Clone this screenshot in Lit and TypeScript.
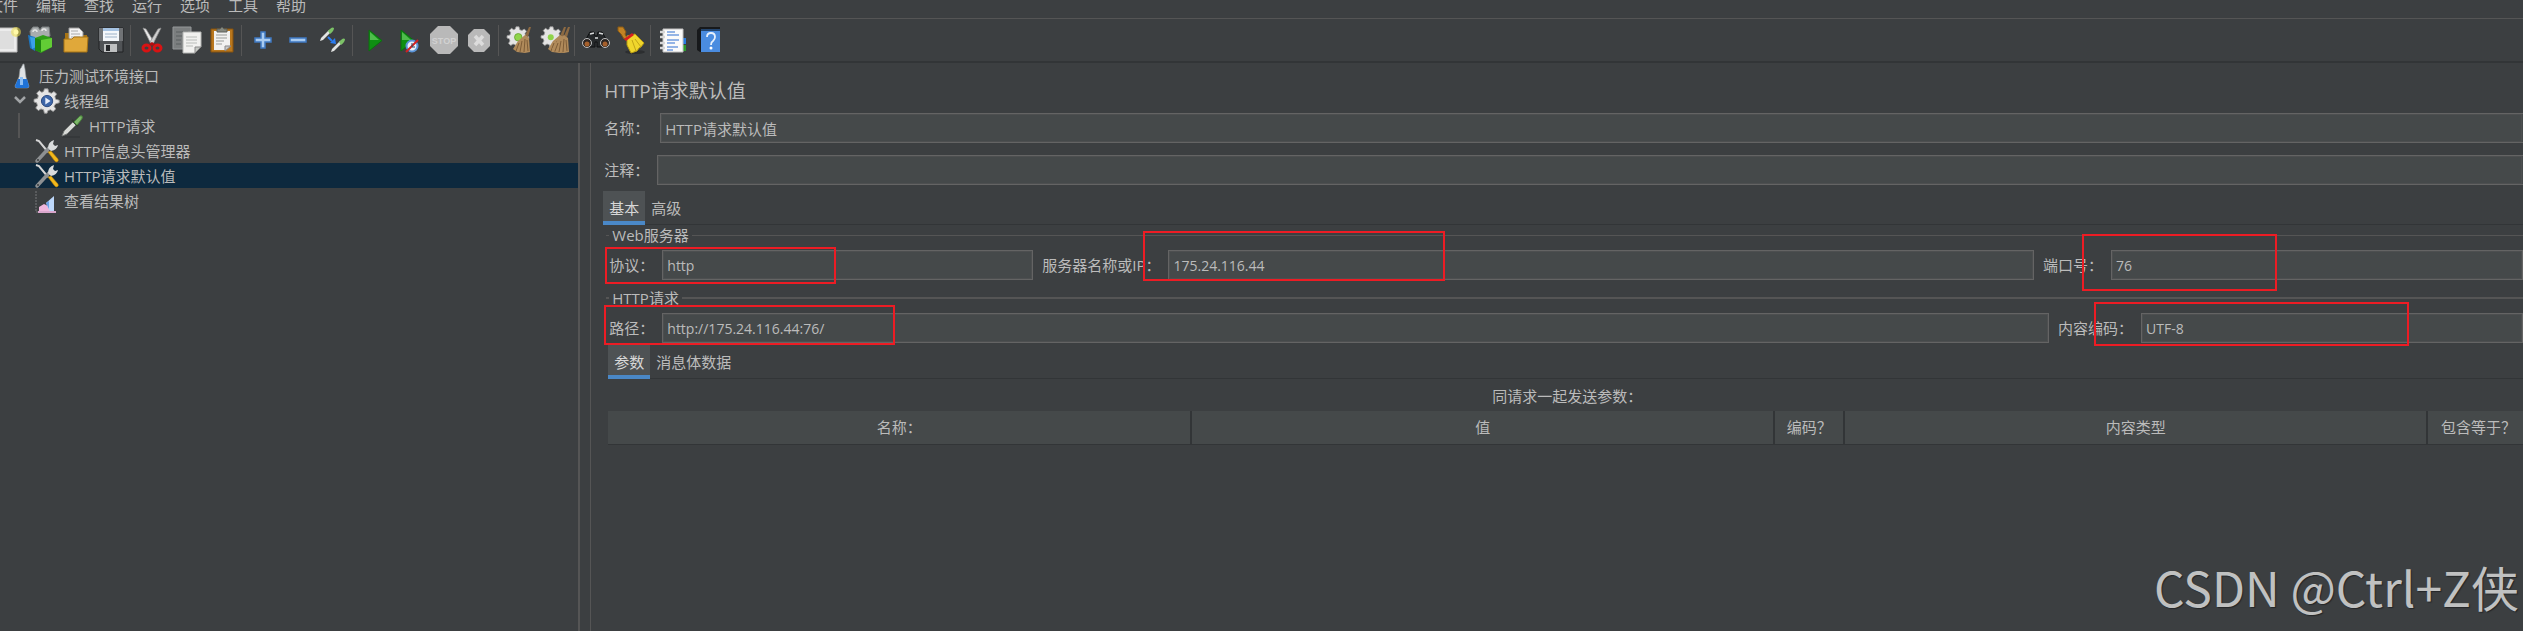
import { LitElement, html, css, svg, nothing, type TemplateResult } from "lit";
import { customElement, state } from "lit/decorators.js";

const dropper = svg`
  <path d="M2 22l2-5 9-9 3 3-9 9z" fill="#d9dbd8" stroke="#777a78" stroke-width="1"/>
  <path d="M12 6l6 6" stroke="#2e3a2c" stroke-width="2"/>
  <path d="M14 8l4-4q2-3 4-2 1 2-1 4l-4 5z" fill="#7db56a" stroke="#4b8a3c" stroke-width="1"/>`;

const gear = svg`
  <path d="M12 1h4l1 4 3 1 3-2 3 3-2 3 1 3 4 1v3l-4 1-2 3 2 3-3 3-3-2-3 1-1 3h-3l-1-4-3-1-3 2-3-3 2-3-1-3-3-1v-3l4-1 1-3-2-3 3-3 3 2 2-1z" fill="#e4e4e4" stroke="#9a9a9a" stroke-width="1"/>`;

const brush = svg`
  <path d="M23 1l2 0-3 10-3-1z" fill="#8d6a42"/>
  <path d="M12 15l7-6 4 3 1 14-5 1-8-1-4-3z" fill="#b08a5a"/>
  <path d="M13 17l-3 8m6-10-2 11m5-13-1 13m3-12 1 11" stroke="#7d5c37" stroke-width="1" fill="none"/>`;

const icons: Record<string, TemplateResult> = {
  new: svg`<path d="M3 2h22v24H3z" fill="#ececec" stroke="#bdbdbd"/><path d="M6 5h16v18H6z" fill="#dedede"/>
    <circle cx="24" cy="6" r="5" fill="#f2e24c" opacity=".55"/><circle cx="24" cy="6" r="2.5" fill="#fff9a8"/>`,
  templates: svg`<path d="M3 5l3-4h5l2 3 2-3h7l1 9-6 3-13 1z" fill="#a9adae" stroke="#7d8182"/>
    <path d="M6 6a2 2 0 0 1 4 0m5-1a2 2 0 0 1 4 0" fill="none" stroke="#e6e6e6" stroke-width="1.5"/>
    <path d="M1 9l7 2v14l-5-3z" fill="#1d77c2"/><path d="M3 11l8 1v8l-6 3z" fill="#3ba0e8"/>
    <path d="M8 12l8-3 9 3v9l-11 6-6-3z" fill="#2f9e17"/><path d="M14 14l11-2v9l-11 5z" fill="#62cc35"/><path d="M8 12l6 2v12l-6-2z" fill="#1f8511"/>`,
  open: svg`<path d="M3 7h6l2 2h14v17H3z" fill="#a87414"/><path d="M7 2h10l4 4v11H7z" fill="#f3f3f3" stroke="#999"/>
    <path d="M9 5h7M9 8h9M9 11h9" stroke="#aaa"/><path d="M2 13h8l2-2h14l-1 15H2z" fill="#e0a83a" stroke="#a87414"/>`,
  save: svg`<path d="M2 2h24v24H5l-3-3z" fill="#505356" stroke="#202224"/><path d="M2 2h24v13H2z" fill="#707376"/><path d="M6 2h16v13H6z" fill="#f4f7fa"/>
    <path d="M6 2h16v3H6z" fill="#a6c3e2"/><path d="M8 8h12M8 11h12" stroke="#9db2c8"/><path d="M7 18h13v8H7z" fill="#bfc1c2"/><path d="M9 19h4v6H9z" fill="#26282a"/>`,
  cut: svg`<path d="M5 2l3 1 8 13-3 2z" fill="#e8e8e8" stroke="#8d8d8d" stroke-width=".7"/><path d="M23 2l-3 1-8 13 3 2z" fill="#cfcfcf" stroke="#8d8d8d" stroke-width=".7"/>
    <ellipse cx="8.500" cy="22" rx="3.500" ry="3" fill="none" stroke="#d81313" stroke-width="3"/><ellipse cx="19.500" cy="22" rx="3.500" ry="3" fill="none" stroke="#d81313" stroke-width="3"/><path d="M11 18l3-2 3 2-3 2z" fill="#b50c0c"/>`,
  copy: svg`<path d="M0 1h18v22H0z" fill="#7b7e7f" stroke="#95989a"/><path d="M3 6h12M3 10h6M3 14h5M3 18h5" stroke="#5b5e60"/>
    <path d="M10 6h18v15l-6 6H10z" fill="#f1f1ef" stroke="#b4b6b4"/><path d="M13 11h11M13 14h11M13 17h11M13 20h7" stroke="#b9bcb9"/><path d="M22 27v-6h6z" fill="#c4c7c2" stroke="#888"/>`,
  paste: svg`<path d="M3 3h22v23H3z" fill="#b9771d" stroke="#85530e"/><path d="M6 5h16v15l-4 4H6z" fill="#f2f2f0"/>
    <path d="M8 9h11M8 12h11M8 15h8M8 18h6" stroke="#999c98"/><path d="M9 6V3h3l2-2 2 2h3v3z" fill="#85887f" stroke="#5d605a"/><path d="M17 25v-5h6z" fill="#ccc" stroke="#888"/>`,
  plus: svg`<path d="M12 6h4v6h6v4h-6v6h-4v-6H6v-4h6z" fill="#a9cbf0" stroke="#3f7ac2" stroke-width="1.500"/>`,
  minus: svg`<path d="M6 12h16v4H6z" fill="#a9cbf0" stroke="#3f7ac2" stroke-width="1.500"/>`,
  toggle: svg`<path d="M1 15l1-3 8-8 2 2-8 8z" fill="#e2e4e2"/><path d="M9 5q4-5 6-3 0 3-4 6z" fill="#7cc267"/>
    <path d="M12 26l1-3 8-8 2 2-8 8z" fill="#e2e4e2"/><path d="M20 16q4-5 6-3 0 3-4 6z" fill="#7cc267"/>
    <path d="M9 11l4 4" stroke="#2b7cf0" stroke-width="2"/><path d="M17 18l-6-1 5-5z" fill="#2b7cf0"/>`,
  play: svg`<path d="M9 4l13 10.500L9 25z" fill="#0e8f12" stroke="#0c6e0f"/><path d="M10 6l9 8h-9z" fill="#4fbd4c"/>`,
  playNow: svg`<path d="M6 4l13 10.500L6 25z" fill="#0e8f12" stroke="#0c6e0f"/><path d="M7 6l9 8H7z" fill="#4fbd4c"/>
    <circle cx="17" cy="20" r="5.500" fill="#e8f0fa" stroke="#5a93d6" stroke-width="2"/><path d="M11 26l12-12" stroke="#d32020" stroke-width="2"/><path d="M17 17v4h3" stroke="#30485f" fill="none"/>`,
  stop: svg`<path d="M8 0h12l8 8v12l-8 8H8l-8-8V8z" fill="#b9b9b9"/><text x="14" y="18" text-anchor="middle" font-size="9" font-weight="700" fill="#d2d2d2" font-family="Liberation Sans, sans-serif">STOP</text>`,
  shutdown: svg`<path d="M9 3h10l6 6v11l-6 6H9l-6-6V9z" fill="#b9b9b9"/><path d="M10 10l8 9m0-9l-8 9" stroke="#dcdcdc" stroke-width="3.500"/>`,
  clear: svg`<g transform="translate(1 0) scale(.75)">${gear}<circle cx="15" cy="15" r="5" fill="#8fd44a" stroke="#5f9e2a"/></g>${brush}`,
  clearAll: svg`<g transform="translate(0 0) scale(.75)">${gear}<circle cx="13" cy="15" r="4" fill="#8fd44a"/></g>${brush}<g transform="translate(4 0)">${brush}</g>`,
  find: svg`<path d="M4 13l4-7h4l1 4h2l1-4h4l4 7v8h-9v-5h-2v5H4z" fill="#26292b" stroke="#0f1112"/>
    <path d="M8 8l4-1M17 7l4 1M13 12h3" stroke="#d8dadb" stroke-width="1.500"/><circle cx="5" cy="17" r="4.500" fill="#2b2522" stroke="#bfc1c2"/><circle cx="23" cy="17" r="4.500" fill="#2b2522" stroke="#bfc1c2"/><circle cx="5" cy="18" r="2.500" fill="#a5602c"/><circle cx="23" cy="18" r="2.500" fill="#a5602c"/>`,
  broom: svg`<ellipse cx="18" cy="26" rx="10" ry="2" fill="#2c2e30"/><path d="M1 1h5l3 5-1 2 2 4-3 1-3-5-3-3z" fill="#c28324" stroke="#8a5a12"/>
    <path d="M10 10l8-2 9 9-3 4-2 1-2 3-6 2-4-8z" fill="#f0d62c" stroke="#b79b12"/><path d="M15 14l4 11m-1-12l6 8" stroke="#c2a417"/><path d="M7 13l8-6 2 2-8 6z" fill="#d62020"/>`,
  log: svg`<path d="M22 12h6v6h-6z" fill="#2a7de0"/><path d="M22 19h6v6h-6z" fill="#2b9a2b"/><path d="M5 3h20v23H5z" fill="#fafafa" stroke="#c2c2c2"/>
    <path d="M9 6h8M9 9h12M9 14h12M9 17h8M9 21h11M9 24h6" stroke="#2f6fd0" stroke-width="1.200"/><path d="M2 6h5M2 11h5M2 17h5M2 22h5" stroke="#d6d6d6" stroke-width="2.500"/>`,
  help: svg`<path d="M4 4l3-3h20v25H7l-3-2z" fill="#17191b"/><path d="M8 3h19v23H8z" fill="#4a8ce0"/><path d="M8 3h19v2H8z" fill="#24466f"/>
    <path d="M14 11q0-4 4-4t4 4q0 2-2 4-2 1-2 4" fill="none" stroke="#e6f0fc" stroke-width="1.800"/><circle cx="18" cy="22" r="1.500" fill="#fff"/>`,
  flask: svg`<path d="M11 4l2-4h1l1 5 1 8 3 9q0 2-2 2H7q-2 0-2-2l4-9 1-8z" fill="#dfe3e6" stroke="#8c9194" stroke-width=".6"/><path d="M8 15h9l2 7q0 2-2 2H7q-2 0-2-2z" fill="#1f73d8"/><path d="M10 13h3v8h-3z" fill="#8ec0f5"/>`,
  threads: svg`<g transform="translate(-1 -1) scale(.87)">${gear}<circle cx="15" cy="15" r="6.500" fill="#3d66a8" stroke="#1f3f78"/><path d="M13 11l6 4-6 4z" fill="#e6eefb"/></g>`,
  dropper: svg`<path d="M2 23h18" stroke="#2f3234"/>${dropper}`,
  tools: svg`<path d="M1 1l3 1 9 11" fill="none" stroke="#d6d6d6" stroke-width="2"/><path d="M13 13l3-1 7 8q1 2-1 3-2 0-3-2z" fill="#f3b81b" stroke="#b98308" stroke-width=".6"/>
    <path d="M2 22l12-13" stroke="#8d9092" stroke-width="3.500" stroke-linecap="round"/><path d="M13 9q0-6 6-8l-1 4 2 2 3-1q-1 5-7 6z" fill="#d9dbdc"/><circle cx="3" cy="21" r="1" fill="#3c3f41"/>`,
  chart: svg`<path d="M1 2v21h20" fill="none" stroke="#77797b" stroke-dasharray="2 1"/><path d="M4 23v-5l5-3 4 2 3-3 3 9z" fill="#efb6dd"/><path d="M11 14l8-7v16h-4z" fill="#bcd7fa"/><path d="M11 14l3-2v8z" fill="#6aa0e6"/><path d="M3 22h18v2H3z" fill="#d9a6cc"/>`,
};

const toolbar: [string, string][][] = [
  [["new", "新建"], ["templates", "模板"], ["open", "打开"], ["save", "保存"]],
  [["cut", "剪切"], ["copy", "复制"], ["paste", "粘贴"]],
  [["plus", "展开"], ["minus", "折叠"], ["toggle", "切换"]],
  [["play", "启动"], ["playNow", "不停顿启动"], ["stop", "停止"], ["shutdown", "关闭"]],
  [["clear", "清除"], ["clearAll", "清除全部"]],
  [["find", "查找"], ["broom", "重置查找"]],
  [["log", "函数助手"], ["help", "帮助"]],
];

interface TreeNode { id: string; label: string; icon: string; level: number; open?: boolean; guide?: boolean }

const nodes: TreeNode[] = [
  { id: "plan", label: "压力测试环境接口", icon: "flask", level: 0, open: true },
  { id: "group", label: "线程组", icon: "threads", level: 1, open: true },
  { id: "request", label: "HTTP请求", icon: "dropper", level: 2, guide: true },
  { id: "headers", label: "HTTP信息头管理器", icon: "tools", level: 1 },
  { id: "defaults", label: "HTTP请求默认值", icon: "tools", level: 1 },
  { id: "results", label: "查看结果树", icon: "chart", level: 1 },
];

@customElement("app-root")
export class AppRoot extends LitElement {
  @state() private selected = "defaults";
  @state() private mainTab = "基本";
  @state() private bodyTab = "参数";

  static styles = css`
    :host {
      display: flex;
      flex-direction: column;
      position: relative;
      min-height: 100vh;
      overflow: hidden;
      background: #3c3f41;
      color: #bbbbbb;
      font: 15px/20px "Open Sans", "Noto Sans CJK SC", sans-serif;
    }
    * { box-sizing: border-box; }
    button, input { font: inherit; color: inherit; border: 0; padding: 0; margin: 0; background: none; }
    button { white-space: nowrap; }
    svg { display: block; overflow: visible; }

    .menu { display: flex; gap: 18px; height: 19px; border-bottom: 1px solid #555555; }
    .menu button { height: 20px; margin-top: -5px; }
    .menu button:first-child { margin-left: -12px; }

    .toolbar { display: flex; align-items: center; height: 44px; border-bottom: 2px solid #323537; }
    .tools { display: flex; align-items: center; }
    .tools:first-child { margin-left: -12px; }
    .tools + .tools::before { content: ""; width: 1px; height: 31px; margin: 0 3px 0 2px; background: #555555; }
    .tool { display: flex; justify-content: center; width: 35px; }

    .body { display: grid; grid-template-columns: 23% 10px minmax(0, 1fr); flex: 1; }
    .tree { border-right: 2px solid #555555; }
    .node { display: flex; align-items: center; width: 100%; height: 25px; text-align: left; }
    .node.selected { background: #0d293e; }
    .level0, .level1 { padding-left: 10px; }
    .level2 { padding-left: 18px; }
    .twist { width: 20px; margin-right: 5px; }
    .level0 .twist { width: 0; margin-right: 0; }
    .level2 .twist { width: 42px; margin-right: 0; }
    .node-icon { margin-right: 5px; }

    .content { border-left: 1px solid #555555; padding: 18px 0 0 12px; min-width: 0; }
    h1 { margin: 0 0 12px; padding-left: 1px; font-size: 19px; font-weight: 400; line-height: 20px; }
    .line { display: flex; align-items: center; gap: 11px; height: 30px; margin-bottom: 12px; padding-left: 1px; }
    .line.comment { margin-bottom: 6px; gap: 8px; }
    .line label, .field label { flex: none; }
    input { flex: 1; min-width: 0; height: 30px; padding: 0 4px; background: #45494a; border: 1px solid #646464; outline: 1px solid #4d4f50; outline-offset: -2px; }
    .line input { border-right: 0; }

    .tabs { display: flex; height: 34px; border-bottom: 1px solid #323537; }
    .tab { height: 34px; padding: 0 6px; }
    .tab.active { color: #d8d8d8; background: #4e5254; border-bottom: 4px solid #4a88c7; padding-top: 4px; }

    fieldset { margin: 0 0 0 3px; padding: 5px 0 8px 3px; min-width: 0; border: 0; border-top: 1px solid #555555; }
    fieldset.request { padding-bottom: 2px; border-top-width: 2px; }
    legend { height: 20px; padding: 0 3px; }
    .row { display: flex; gap: 9px; }
    .field { position: relative; display: flex; align-items: center; gap: 8px; min-width: 0; }
    .field input { font-size: 14px; }
    .protocol { flex: 424 1 0; }
    .server { flex: 992 1 0; }
    .port { flex: 480 1 0; }
    .path { flex: 1440 1 0; }
    .encoding { flex: 465 1 0; }

    .mark { position: absolute; border: 2px solid #ed1c24; pointer-events: none; }
    .protocol .mark { left: -4px; top: -3px; width: 231px; height: 37px; }
    .server .mark { left: 101px; top: -19px; width: 302px; height: 50px; }
    .port .mark { left: 39px; top: -16px; width: 195px; height: 57px; }
    .path .mark { left: -5px; top: -8px; width: 291px; height: 40px; }
    .encoding .mark { left: 36px; top: -11px; width: 315px; height: 44px; }

    .params { padding-left: 5px; }
    .caption { height: 32px; line-height: 34px; padding-left: 3px; text-align: center; }
    table { width: 100%; border-collapse: collapse; table-layout: fixed; }
    th { height: 33px; padding: 0; font-weight: 400; background: #45494a; border-right: 2px solid #323537; border-bottom: 1px solid #323537; }
    th:last-child { border-right: 0; padding-left: 6px; }
    .wide { width: 30.45%; }
    .narrow { width: 70px; }
    .last { width: 96px; }

    .watermark { position: absolute; right: 4px; bottom: 16px; font: 48px/58px "Noto Sans CJK SC", sans-serif; color: #c0c1c1; text-shadow: 1px 1px 1px #242628; white-space: nowrap; }
  `;

  private icon(name: string, size: number) {
    return html`<svg width=${size} height=${size} viewBox="0 0 ${size} ${size}" aria-hidden="true">${icons[name]}</svg>`;
  }

  private field(id: string, label: string, value: string) {
    return html`<div class="field ${id}">
      <label for=${id}>${label}</label><input id=${id} .value=${value} />
      <span class="mark"></span>
    </div>`;
  }

  private tabs(names: string[], active: string, pick: (name: string) => void) {
    return html`<div class="tabs" role="tablist">
      ${names.map((n) => html`<button class="tab ${n === active ? "active" : ""}" role="tab" aria-selected=${n === active} @click=${() => pick(n)}>${n}</button>`)}
    </div>`;
  }

  private node(n: TreeNode) {
    return html`<button class="node level${n.level} ${n.id === this.selected ? "selected" : ""}" @click=${() => (this.selected = n.id)}>
      <span class="twist">
        ${n.guide ? html`<svg width="2" height="25"><path d="M0 0h2v25H0z" fill="#555555"/></svg>` : nothing}
        ${n.open && n.level > 0 ? html`<svg width="20" height="12" viewBox="0 0 20 12"><path d="M5 2l5 5 5-5" fill="none" stroke="#a2a5a7" stroke-width="2.500"/></svg>` : nothing}
      </span>
      <span class="node-icon">${this.icon(n.icon, 24)}</span>
      <span>${n.label}</span>
    </button>`;
  }

  render() {
    return html`
      <nav class="menu">
        ${["文件", "编辑", "查找", "运行", "选项", "工具", "帮助"].map((m) => html`<button>${m}</button>`)}
      </nav>
      <div class="toolbar">
        ${toolbar.map((group) => html`<div class="tools">
          ${group.map(([name, label]) => html`<button class="tool" aria-label=${label}>${this.icon(name, 28)}</button>`)}
        </div>`)}
      </div>
      <div class="body">
        <aside class="tree">${nodes.map((n) => this.node(n))}</aside>
        <div></div>
        <main class="content">
          <h1>HTTP请求默认值</h1>
          <div class="line"><label for="name">名称：</label><input id="name" .value=${"HTTP请求默认值"} /></div>
          <div class="line comment"><label for="comment">注释：</label><input id="comment" /></div>
          ${this.tabs(["基本", "高级"], this.mainTab, (n) => (this.mainTab = n))}
          <fieldset>
            <legend>Web服务器</legend>
            <div class="row">
              ${this.field("protocol", "协议：", "http")}
              ${this.field("server", "服务器名称或IP：", "175.24.116.44")}
              ${this.field("port", "端口号：", "76")}
            </div>
          </fieldset>
          <fieldset class="request">
            <legend>HTTP请求</legend>
            <div class="row">
              ${this.field("path", "路径：", "http://175.24.116.44:76/")}
              ${this.field("encoding", "内容编码：", "UTF-8")}
            </div>
          </fieldset>
          <div class="params">
            ${this.tabs(["参数", "消息体数据"], this.bodyTab, (n) => (this.bodyTab = n))}
            <div class="caption">同请求一起发送参数：</div>
            <table>
              <colgroup><col class="wide" /><col class="wide" /><col class="narrow" /><col /><col class="last" /></colgroup>
              <thead><tr><th>名称：</th><th>值</th><th>编码？</th><th>内容类型</th><th>包含等于？</th></tr></thead>
            </table>
          </div>
        </main>
      </div>
      <div class="watermark">CSDN @Ctrl+Z侠</div>
    `;
  }
}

_Exercise goal_. From the first line above down to the line with "17l-3 8m6-10-2 11m5-13-1", reproduce every line and no others, omitting pictures.

_Task answer_.
Clone this screenshot in Lit and TypeScript.
import { LitElement, html, css, svg, nothing, type TemplateResult } from "lit";
import { customElement, state } from "lit/decorators.js";

const dropper = svg`
  <path d="M2 22l2-5 9-9 3 3-9 9z" fill="#d9dbd8" stroke="#777a78" stroke-width="1"/>
  <path d="M12 6l6 6" stroke="#2e3a2c" stroke-width="2"/>
  <path d="M14 8l4-4q2-3 4-2 1 2-1 4l-4 5z" fill="#7db56a" stroke="#4b8a3c" stroke-width="1"/>`;

const gear = svg`
  <path d="M12 1h4l1 4 3 1 3-2 3 3-2 3 1 3 4 1v3l-4 1-2 3 2 3-3 3-3-2-3 1-1 3h-3l-1-4-3-1-3 2-3-3 2-3-1-3-3-1v-3l4-1 1-3-2-3 3-3 3 2 2-1z" fill="#e4e4e4" stroke="#9a9a9a" stroke-width="1"/>`;

const brush = svg`
  <path d="M23 1l2 0-3 10-3-1z" fill="#8d6a42"/>
  <path d="M12 15l7-6 4 3 1 14-5 1-8-1-4-3z" fill="#b08a5a"/>
  <path d="M13 17l-3 8m6-10-2 11m5-13-1 13m3-12 1 11" stroke="#7d5c37" stroke-width="1" fill="none"/>`;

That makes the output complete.